## Start Available data

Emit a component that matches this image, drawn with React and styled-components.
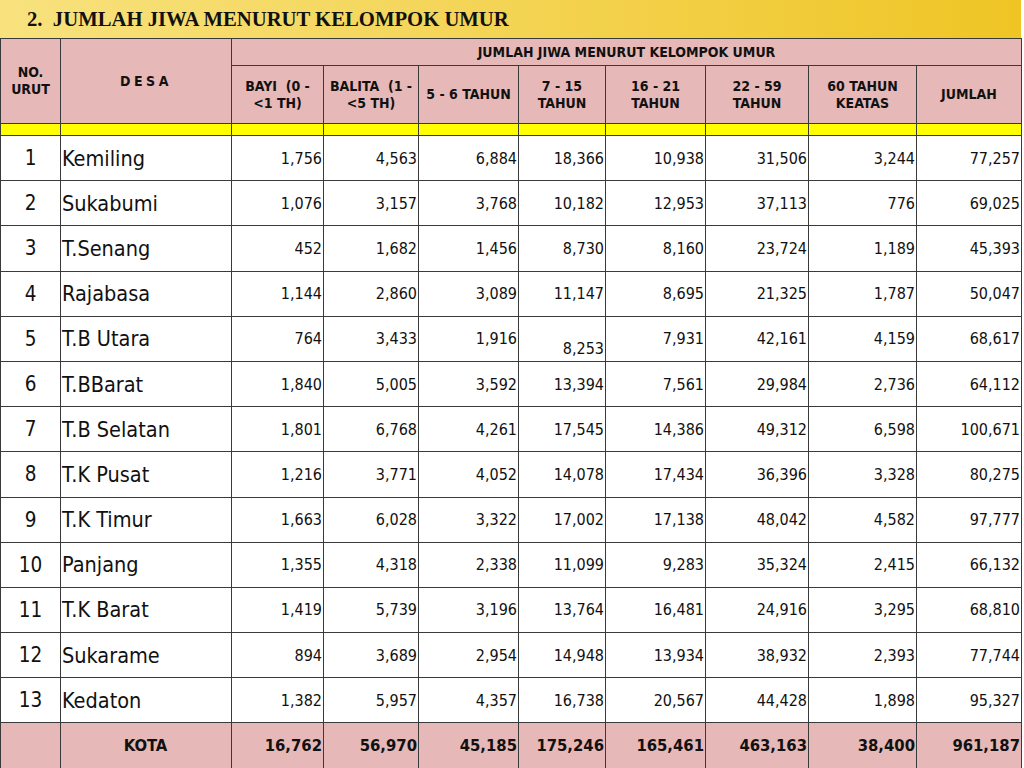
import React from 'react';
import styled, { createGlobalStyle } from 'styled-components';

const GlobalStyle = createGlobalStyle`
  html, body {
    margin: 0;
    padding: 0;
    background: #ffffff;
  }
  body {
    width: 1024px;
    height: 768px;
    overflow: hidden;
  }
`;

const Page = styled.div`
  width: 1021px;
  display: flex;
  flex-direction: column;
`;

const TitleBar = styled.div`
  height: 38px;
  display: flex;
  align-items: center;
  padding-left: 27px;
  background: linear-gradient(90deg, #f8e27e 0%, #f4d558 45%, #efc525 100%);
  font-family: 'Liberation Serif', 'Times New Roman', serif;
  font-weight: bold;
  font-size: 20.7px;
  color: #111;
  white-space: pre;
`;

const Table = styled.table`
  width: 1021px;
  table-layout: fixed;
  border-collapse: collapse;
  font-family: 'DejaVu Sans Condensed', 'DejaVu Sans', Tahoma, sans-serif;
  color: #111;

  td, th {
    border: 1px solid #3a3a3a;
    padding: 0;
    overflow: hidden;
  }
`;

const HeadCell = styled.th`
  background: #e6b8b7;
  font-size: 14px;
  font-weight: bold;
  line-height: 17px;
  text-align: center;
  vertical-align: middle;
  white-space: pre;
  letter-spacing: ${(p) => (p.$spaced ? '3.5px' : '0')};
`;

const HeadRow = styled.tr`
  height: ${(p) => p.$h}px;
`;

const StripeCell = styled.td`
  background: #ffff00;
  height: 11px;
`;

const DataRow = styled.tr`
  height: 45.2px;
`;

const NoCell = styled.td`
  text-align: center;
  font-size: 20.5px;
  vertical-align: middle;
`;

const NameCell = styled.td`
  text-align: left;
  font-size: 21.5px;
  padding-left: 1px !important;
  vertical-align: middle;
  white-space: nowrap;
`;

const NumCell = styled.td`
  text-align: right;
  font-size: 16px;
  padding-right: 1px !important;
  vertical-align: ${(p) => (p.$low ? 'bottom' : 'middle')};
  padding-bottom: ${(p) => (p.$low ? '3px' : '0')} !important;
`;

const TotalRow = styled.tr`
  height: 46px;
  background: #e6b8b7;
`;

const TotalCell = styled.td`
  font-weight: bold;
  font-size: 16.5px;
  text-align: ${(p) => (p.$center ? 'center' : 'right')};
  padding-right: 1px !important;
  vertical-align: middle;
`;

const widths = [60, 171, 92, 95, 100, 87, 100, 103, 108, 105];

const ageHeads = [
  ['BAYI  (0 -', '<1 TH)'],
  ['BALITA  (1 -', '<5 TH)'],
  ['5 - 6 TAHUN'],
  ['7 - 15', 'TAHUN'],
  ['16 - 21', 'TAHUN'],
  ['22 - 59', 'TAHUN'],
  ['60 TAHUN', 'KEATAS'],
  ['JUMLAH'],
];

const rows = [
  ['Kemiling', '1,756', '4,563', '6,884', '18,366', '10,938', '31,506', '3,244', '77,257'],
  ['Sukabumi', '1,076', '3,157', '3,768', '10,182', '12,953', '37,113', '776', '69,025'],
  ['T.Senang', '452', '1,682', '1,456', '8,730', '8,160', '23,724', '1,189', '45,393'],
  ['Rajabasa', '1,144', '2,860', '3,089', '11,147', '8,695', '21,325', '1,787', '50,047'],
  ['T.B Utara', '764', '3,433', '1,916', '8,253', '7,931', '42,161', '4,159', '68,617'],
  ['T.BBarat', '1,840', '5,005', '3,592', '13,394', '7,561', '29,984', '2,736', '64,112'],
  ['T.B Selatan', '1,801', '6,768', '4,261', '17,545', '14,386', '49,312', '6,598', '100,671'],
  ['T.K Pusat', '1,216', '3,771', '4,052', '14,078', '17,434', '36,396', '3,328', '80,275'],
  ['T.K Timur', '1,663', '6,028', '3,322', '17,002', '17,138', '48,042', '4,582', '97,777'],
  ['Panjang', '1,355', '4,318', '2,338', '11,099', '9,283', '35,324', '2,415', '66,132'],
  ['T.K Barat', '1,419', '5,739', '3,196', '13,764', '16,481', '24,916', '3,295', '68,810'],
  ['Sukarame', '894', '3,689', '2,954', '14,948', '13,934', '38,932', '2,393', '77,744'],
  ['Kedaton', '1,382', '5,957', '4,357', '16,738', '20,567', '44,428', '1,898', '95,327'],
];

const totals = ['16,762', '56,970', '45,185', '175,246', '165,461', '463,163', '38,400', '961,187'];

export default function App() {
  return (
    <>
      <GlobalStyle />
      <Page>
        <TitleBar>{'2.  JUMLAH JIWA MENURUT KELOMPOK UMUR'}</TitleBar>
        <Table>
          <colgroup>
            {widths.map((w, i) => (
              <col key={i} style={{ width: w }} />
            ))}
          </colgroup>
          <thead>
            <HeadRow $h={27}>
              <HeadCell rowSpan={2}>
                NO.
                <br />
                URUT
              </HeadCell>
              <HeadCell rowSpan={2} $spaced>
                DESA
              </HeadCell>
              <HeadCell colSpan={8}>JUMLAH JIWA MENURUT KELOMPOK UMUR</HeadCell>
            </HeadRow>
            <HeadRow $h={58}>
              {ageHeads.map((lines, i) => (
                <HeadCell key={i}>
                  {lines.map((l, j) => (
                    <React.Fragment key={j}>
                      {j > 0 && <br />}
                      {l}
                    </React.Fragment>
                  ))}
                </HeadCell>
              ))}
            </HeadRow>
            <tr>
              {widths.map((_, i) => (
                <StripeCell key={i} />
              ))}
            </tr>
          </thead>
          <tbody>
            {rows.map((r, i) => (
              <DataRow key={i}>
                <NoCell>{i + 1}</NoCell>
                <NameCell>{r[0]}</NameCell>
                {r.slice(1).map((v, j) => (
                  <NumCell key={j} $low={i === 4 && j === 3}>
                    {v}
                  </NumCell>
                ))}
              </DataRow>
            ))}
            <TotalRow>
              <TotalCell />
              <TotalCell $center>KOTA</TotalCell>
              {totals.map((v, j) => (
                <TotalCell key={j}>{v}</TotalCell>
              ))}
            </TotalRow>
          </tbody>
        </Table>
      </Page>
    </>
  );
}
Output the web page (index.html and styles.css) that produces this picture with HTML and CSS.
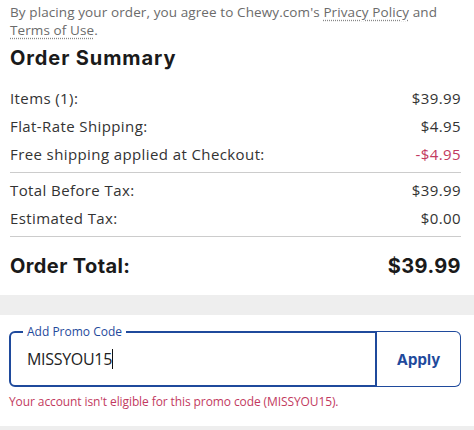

## End Available data

● To be done
Reproduce the material word for word. Any pictures should be left out of the copy.

● Exercise response
Emit a component that matches this image, drawn with React and styled-components.
import React from 'react';
import styled, { createGlobalStyle } from 'styled-components';

const GlobalStyle = createGlobalStyle`
  html, body {
    margin: 0;
    padding: 0;
    background: #ffffff;
  }
  body {
    width: 1024px;
    height: 768px;
    overflow: hidden;
  }
`;

const Page = styled.div`
  width: 1021px;
  display: flex;
  flex-direction: column;
`;

const TitleBar = styled.div`
  height: 38px;
  display: flex;
  align-items: center;
  padding-left: 27px;
  background: linear-gradient(90deg, #f8e27e 0%, #f4d558 45%, #efc525 100%);
  font-family: 'Liberation Serif', 'Times New Roman', serif;
  font-weight: bold;
  font-size: 20.7px;
  color: #111;
  white-space: pre;
`;

const Table = styled.table`
  width: 1021px;
  table-layout: fixed;
  border-collapse: collapse;
  font-family: 'DejaVu Sans Condensed', 'DejaVu Sans', Tahoma, sans-serif;
  color: #111;

  td, th {
    border: 1px solid #3a3a3a;
    padding: 0;
    overflow: hidden;
  }
`;

const HeadCell = styled.th`
  background: #e6b8b7;
  font-size: 14px;
  font-weight: bold;
  line-height: 17px;
  text-align: center;
  vertical-align: middle;
  white-space: pre;
  letter-spacing: ${(p) => (p.$spaced ? '3.5px' : '0')};
`;

const HeadRow = styled.tr`
  height: ${(p) => p.$h}px;
`;

const StripeCell = styled.td`
  background: #ffff00;
  height: 11px;
`;

const DataRow = styled.tr`
  height: 45.2px;
`;

const NoCell = styled.td`
  text-align: center;
  font-size: 20.5px;
  vertical-align: middle;
`;

const NameCell = styled.td`
  text-align: left;
  font-size: 21.5px;
  padding-left: 1px !important;
  vertical-align: middle;
  white-space: nowrap;
`;

const NumCell = styled.td`
  text-align: right;
  font-size: 16px;
  padding-right: 1px !important;
  vertical-align: ${(p) => (p.$low ? 'bottom' : 'middle')};
  padding-bottom: ${(p) => (p.$low ? '3px' : '0')} !important;
`;

const TotalRow = styled.tr`
  height: 46px;
  background: #e6b8b7;
`;

const TotalCell = styled.td`
  font-weight: bold;
  font-size: 16.5px;
  text-align: ${(p) => (p.$center ? 'center' : 'right')};
  padding-right: 1px !important;
  vertical-align: middle;
`;

const widths = [60, 171, 92, 95, 100, 87, 100, 103, 108, 105];

const ageHeads = [
  ['BAYI  (0 -', '<1 TH)'],
  ['BALITA  (1 -', '<5 TH)'],
  ['5 - 6 TAHUN'],
  ['7 - 15', 'TAHUN'],
  ['16 - 21', 'TAHUN'],
  ['22 - 59', 'TAHUN'],
  ['60 TAHUN', 'KEATAS'],
  ['JUMLAH'],
];

const rows = [
  ['Kemiling', '1,756', '4,563', '6,884', '18,366', '10,938', '31,506', '3,244', '77,257'],
  ['Sukabumi', '1,076', '3,157', '3,768', '10,182', '12,953', '37,113', '776', '69,025'],
  ['T.Senang', '452', '1,682', '1,456', '8,730', '8,160', '23,724', '1,189', '45,393'],
  ['Rajabasa', '1,144', '2,860', '3,089', '11,147', '8,695', '21,325', '1,787', '50,047'],
  ['T.B Utara', '764', '3,433', '1,916', '8,253', '7,931', '42,161', '4,159', '68,617'],
  ['T.BBarat', '1,840', '5,005', '3,592', '13,394', '7,561', '29,984', '2,736', '64,112'],
  ['T.B Selatan', '1,801', '6,768', '4,261', '17,545', '14,386', '49,312', '6,598', '100,671'],
  ['T.K Pusat', '1,216', '3,771', '4,052', '14,078', '17,434', '36,396', '3,328', '80,275'],
  ['T.K Timur', '1,663', '6,028', '3,322', '17,002', '17,138', '48,042', '4,582', '97,777'],
  ['Panjang', '1,355', '4,318', '2,338', '11,099', '9,283', '35,324', '2,415', '66,132'],
  ['T.K Barat', '1,419', '5,739', '3,196', '13,764', '16,481', '24,916', '3,295', '68,810'],
  ['Sukarame', '894', '3,689', '2,954', '14,948', '13,934', '38,932', '2,393', '77,744'],
  ['Kedaton', '1,382', '5,957', '4,357', '16,738', '20,567', '44,428', '1,898', '95,327'],
];

const totals = ['16,762', '56,970', '45,185', '175,246', '165,461', '463,163', '38,400', '961,187'];

export default function App() {
  return (
    <>
      <GlobalStyle />
      <Page>
        <TitleBar>{'2.  JUMLAH JIWA MENURUT KELOMPOK UMUR'}</TitleBar>
        <Table>
          <colgroup>
            {widths.map((w, i) => (
              <col key={i} style={{ width: w }} />
            ))}
          </colgroup>
          <thead>
            <HeadRow $h={27}>
              <HeadCell rowSpan={2}>
                NO.
                <br />
                URUT
              </HeadCell>
              <HeadCell rowSpan={2} $spaced>
                DESA
              </HeadCell>
              <HeadCell colSpan={8}>JUMLAH JIWA MENURUT KELOMPOK UMUR</HeadCell>
            </HeadRow>
            <HeadRow $h={58}>
              {ageHeads.map((lines, i) => (
                <HeadCell key={i}>
                  {lines.map((l, j) => (
                    <React.Fragment key={j}>
                      {j > 0 && <br />}
                      {l}
                    </React.Fragment>
                  ))}
                </HeadCell>
              ))}
            </HeadRow>
            <tr>
              {widths.map((_, i) => (
                <StripeCell key={i} />
              ))}
            </tr>
          </thead>
          <tbody>
            {rows.map((r, i) => (
              <DataRow key={i}>
                <NoCell>{i + 1}</NoCell>
                <NameCell>{r[0]}</NameCell>
                {r.slice(1).map((v, j) => (
                  <NumCell key={j} $low={i === 4 && j === 3}>
                    {v}
                  </NumCell>
                ))}
              </DataRow>
            ))}
            <TotalRow>
              <TotalCell />
              <TotalCell $center>KOTA</TotalCell>
              {totals.map((v, j) => (
                <TotalCell key={j}>{v}</TotalCell>
              ))}
            </TotalRow>
          </tbody>
        </Table>
      </Page>
    </>
  );
}
Output the web page (index.html and styles.css) that produces this picture with HTML and CSS.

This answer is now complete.